#### INSTRUCTIONS FOR THE TASK
Only a number is wanted. Count the lines holding the string "React".

#### RAW DATA

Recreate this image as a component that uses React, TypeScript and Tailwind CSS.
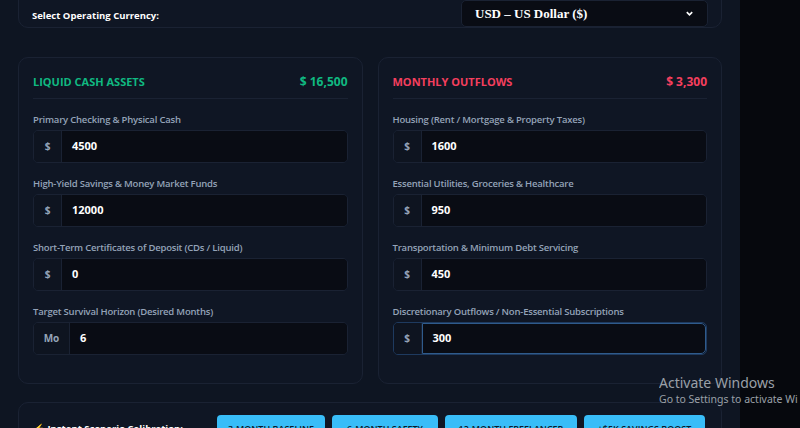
import React from "react";

const F = { fontFamily: '"Open Sans","Noto Sans",sans-serif' };

function Field({ label, prefix, value, focus }: { label: string; prefix: string; value: string; focus?: boolean }) {
  return (
    <div className="flex flex-col">
      <div className="text-[9.5px] font-semibold text-[#94a3b8] h-[11px] leading-[11px] mb-[5px] tracking-[-0.2px]">{label}</div>
      <div className={`flex h-[33px] rounded-[5px] border ${focus ? "border-[#1e3a5f]" : "border-[#1a2233]"} overflow-hidden`}>
        <div className={`${prefix === "Mo" ? "w-[36px]" : "w-[28px]"} bg-[#0e1420] flex items-center justify-center text-[10px] font-bold text-[#94a3b8] border-r border-[#1a2233]`}>{prefix}</div>
        <div className={`flex-1 bg-[#090c14] flex items-center pl-[10px] text-[11px] font-bold text-white ${focus ? "border border-[#2f5b8c] rounded-r-[5px]" : ""}`}>{value}</div>
      </div>
    </div>
  );
}

function Card({ title, total, color, fields }: { title: string; total: string; color: string; fields: [string, string, string, boolean?][] }) {
  return (
    <div className="flex-1 rounded-[10px] border border-[#1a2233] bg-[#0f1624] px-[14px] pt-[17px] h-[327px]">
      <div className={`flex justify-between items-center text-[11px] font-bold ${color} h-[14px]`}>
        <span>{title}</span><span className="text-[12px]">{total}</span>
      </div>
      <div className="h-px bg-[#1a2233] mt-[9px] mb-[15px]" />
      <div className="flex flex-col gap-[15px]">
        {fields.map(([l, p, v, f]) => <Field key={l} label={l} prefix={p} value={v} focus={f} />)}
      </div>
    </div>
  );
}

export default function App() {
  return (
    <div style={F} className="w-[800px] h-[428px] overflow-hidden flex bg-[#06080d] relative">
      <div className="w-[740px] bg-[#0e1522] px-[18px] flex flex-col">
        <div className="-mt-[20px] h-[58px] rounded-[10px] border border-[#1a2233] bg-[#0f1624] flex items-start justify-between pl-[13px] pr-[13px] pt-[20px]">
          <span className="text-[9.5px] font-bold text-white mt-[8px]">Select Operating Currency:</span>
          <div className="w-[247px] h-[27px] rounded-[5px] bg-[#090c14] border border-[#1a2233] flex items-center justify-between px-[13px] -mt-[1px]">
            <span className="text-[13px] font-semibold text-white" style={{ fontFamily: '"Liberation Serif",serif' }}>USD – US Dollar ($)</span>
            <svg width="9" height="9" viewBox="0 0 10 10"><path d="M2 3.5 5 6.5 8 3.5" stroke="white" strokeWidth="1.8" fill="none" /></svg>
          </div>
        </div>
        <div className="flex gap-[15px] mt-[19px] pt-[10px]">
          <Card title="LIQUID CASH ASSETS" total="$ 16,500" color="text-[#10b981]" fields={[
            ["Primary Checking & Physical Cash", "$", "4500"],
            ["High-Yield Savings & Money Market Funds", "$", "12000"],
            ["Short-Term Certificates of Deposit (CDs / Liquid)", "$", "0"],
            ["Target Survival Horizon (Desired Months)", "Mo", "6"],
          ]} />
          <Card title="MONTHLY OUTFLOWS" total="$ 3,300" color="text-[#f43f5e]" fields={[
            ["Housing (Rent / Mortgage & Property Taxes)", "$", "1600"],
            ["Essential Utilities, Groceries & Healthcare", "$", "950"],
            ["Transportation & Minimum Debt Servicing", "$", "450"],
            ["Discretionary Outflows / Non-Essential Subscriptions", "$", "300", true],
          ]} />
        </div>
        <div className="mt-[18px] h-[60px] shrink-0 rounded-[10px] border border-[#1a2233] bg-[#0f1624] flex items-start pt-[12px] pl-[14px] pr-[14px]">
          <span className="text-[9.5px] font-bold text-white mt-[7px] w-[184px]"><span className="text-[#facc15]">⚡</span> Instant Scenario Calibration:</span>
          <div className="flex gap-[7px]">
            {["3-MONTH BASELINE", "6-MONTH SAFETY", "12-MONTH FREELANCER", "+$5K SAVINGS BOOST"].map((b, i) => (
              <div key={b} className={`h-[28px] rounded-[4px] bg-[#38bdf8] text-[#0c1a2b] text-[9px] font-semibold flex items-center justify-center ${["w-[108px]", "w-[106px]", "w-[132px]", "w-[121px]"][i]}`}>{b}</div>
            ))}
          </div>
        </div>
      </div>
      <div className="absolute left-[659px] top-[374px] text-[#9aa0a8] w-[141px] overflow-hidden" style={{ fontFamily: '"Noto Sans",sans-serif' }}>
        <div className="text-[14px] leading-[17px]">Activate Windows</div>
        <div className="text-[10.5px] leading-[14px] mt-[1px] whitespace-nowrap">Go to Settings to activate Wi</div>
      </div>
    </div>
  );
}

#### RESULT
2